**What to do:**
Drop every picture, then transcribe the remaining data exactly.

**Data provided:**
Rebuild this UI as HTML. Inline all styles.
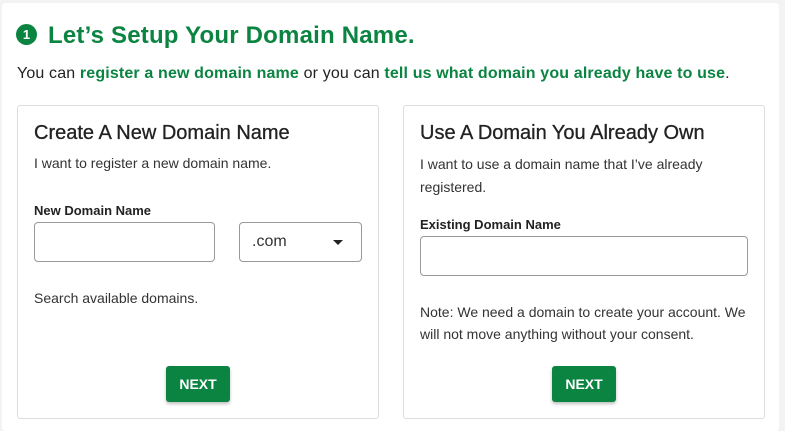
<!DOCTYPE html>
<html style="height:431px;overflow:hidden"><head><style>
body{margin:0;width:785px;height:431px;background:#f3f3f3;font-family:"Liberation Sans",sans-serif;position:relative;overflow:hidden}
.panel{position:absolute;left:2px;top:3px;width:777px;height:428px;background:#fff;border-radius:3px}
.a{position:absolute;white-space:nowrap}
h1{position:absolute;left:48px;top:22px;margin:0;font-size:24px;font-weight:bold;color:#0b8442;letter-spacing:0.2px}
.num{position:absolute;left:16px;top:24px;width:21px;height:21px;border-radius:50%;background:#0b8442;color:#fff;font-size:13px;font-weight:bold;text-align:center;line-height:21px}
.sub{left:17px;top:65px;font-size:16px;color:#222;letter-spacing:0.15px}
.sub b{color:#0b8442}
.card{position:absolute;top:105px;width:360px;height:312px;border:1px solid #ddd;border-radius:3px;background:#fff}
.t{font-size:20px;color:#222;-webkit-text-stroke:0.3px #222}
.p{font-size:14px;color:#333}
.l{font-size:13px;font-weight:bold;color:#222}
.in{position:absolute;border:1px solid #999;border-radius:4px;background:#fff;box-sizing:border-box}
.btn{position:absolute;width:64px;height:36px;background:#0b8442;color:#fff;font-size:14px;font-weight:bold;text-align:center;line-height:36px;border-radius:3px;box-shadow:0 2px 3px rgba(0,0,0,.25)}
</style></head><body>
<div class="panel"></div>
<div class="num">1</div>
<h1>Let’s Setup Your Domain Name.</h1>
<div class="a sub">You can <b>register a new domain name</b> or you can <b>tell us what domain you already have to use</b>.</div>

<div class="card" style="left:17px"></div>
<div class="a t" style="left:34px;top:122px">Create A New Domain Name</div>
<div class="a p" style="left:34px;top:155px">I want to register a new domain name.</div>
<div class="a l" style="left:34px;top:203px">New Domain Name</div>
<div class="in" style="left:34px;top:222px;width:181px;height:40px"></div>
<div class="in" style="left:239px;top:222px;width:123px;height:40px"></div>
<div class="a" style="left:252px;top:233px;font-size:16px;color:#333">.com</div>
<div class="a" style="left:333px;top:240px;width:0;height:0;border-left:5px solid transparent;border-right:5px solid transparent;border-top:5px solid #222"></div>
<div class="a p" style="left:34px;top:290px">Search available domains.</div>
<div class="btn" style="left:166px;top:366px">NEXT</div>

<div class="card" style="left:403px"></div>
<div class="a t" style="left:420px;top:122px">Use A Domain You Already Own</div>
<div class="a p" style="left:420px;top:153px;line-height:23px">I want to use a domain name that I’ve already<br>registered.</div>
<div class="a l" style="left:420px;top:217px">Existing Domain Name</div>
<div class="in" style="left:420px;top:236px;width:328px;height:40px"></div>
<div class="a p" style="left:420px;top:301px;line-height:22px">Note: We need a domain to create your account. We<br>will not move anything without your consent.</div>
<div class="btn" style="left:552px;top:366px">NEXT</div>
</body></html>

**Written answer:**
Rebuild this UI as HTML. Inline all styles.
<!DOCTYPE html>
<html style="height:431px;overflow:hidden"><head><style>
body{margin:0;width:785px;height:431px;background:#f3f3f3;font-family:"Liberation Sans",sans-serif;position:relative;overflow:hidden}
.panel{position:absolute;left:2px;top:3px;width:777px;height:428px;background:#fff;border-radius:3px}
.a{position:absolute;white-space:nowrap}
h1{position:absolute;left:48px;top:22px;margin:0;font-size:24px;font-weight:bold;color:#0b8442;letter-spacing:0.2px}
.num{position:absolute;left:16px;top:24px;width:21px;height:21px;border-radius:50%;background:#0b8442;color:#fff;font-size:13px;font-weight:bold;text-align:center;line-height:21px}
.sub{left:17px;top:65px;font-size:16px;color:#222;letter-spacing:0.15px}
.sub b{color:#0b8442}
.card{position:absolute;top:105px;width:360px;height:312px;border:1px solid #ddd;border-radius:3px;background:#fff}
.t{font-size:20px;color:#222;-webkit-text-stroke:0.3px #222}
.p{font-size:14px;color:#333}
.l{font-size:13px;font-weight:bold;color:#222}
.in{position:absolute;border:1px solid #999;border-radius:4px;background:#fff;box-sizing:border-box}
.btn{position:absolute;width:64px;height:36px;background:#0b8442;color:#fff;font-size:14px;font-weight:bold;text-align:center;line-height:36px;border-radius:3px;box-shadow:0 2px 3px rgba(0,0,0,.25)}
</style></head><body>
<div class="panel"></div>
<div class="num">1</div>
<h1>Let’s Setup Your Domain Name.</h1>
<div class="a sub">You can <b>register a new domain name</b> or you can <b>tell us what domain you already have to use</b>.</div>

<div class="card" style="left:17px"></div>
<div class="a t" style="left:34px;top:122px">Create A New Domain Name</div>
<div class="a p" style="left:34px;top:155px">I want to register a new domain name.</div>
<div class="a l" style="left:34px;top:203px">New Domain Name</div>
<div class="in" style="left:34px;top:222px;width:181px;height:40px"></div>
<div class="in" style="left:239px;top:222px;width:123px;height:40px"></div>
<div class="a" style="left:252px;top:233px;font-size:16px;color:#333">.com</div>
<div class="a" style="left:333px;top:240px;width:0;height:0;border-left:5px solid transparent;border-right:5px solid transparent;border-top:5px solid #222"></div>
<div class="a p" style="left:34px;top:290px">Search available domains.</div>
<div class="btn" style="left:166px;top:366px">NEXT</div>

<div class="card" style="left:403px"></div>
<div class="a t" style="left:420px;top:122px">Use A Domain You Already Own</div>
<div class="a p" style="left:420px;top:153px;line-height:23px">I want to use a domain name that I’ve already<br>registered.</div>
<div class="a l" style="left:420px;top:217px">Existing Domain Name</div>
<div class="in" style="left:420px;top:236px;width:328px;height:40px"></div>
<div class="a p" style="left:420px;top:301px;line-height:22px">Note: We need a domain to create your account. We<br>will not move anything without your consent.</div>
<div class="btn" style="left:552px;top:366px">NEXT</div>
</body></html>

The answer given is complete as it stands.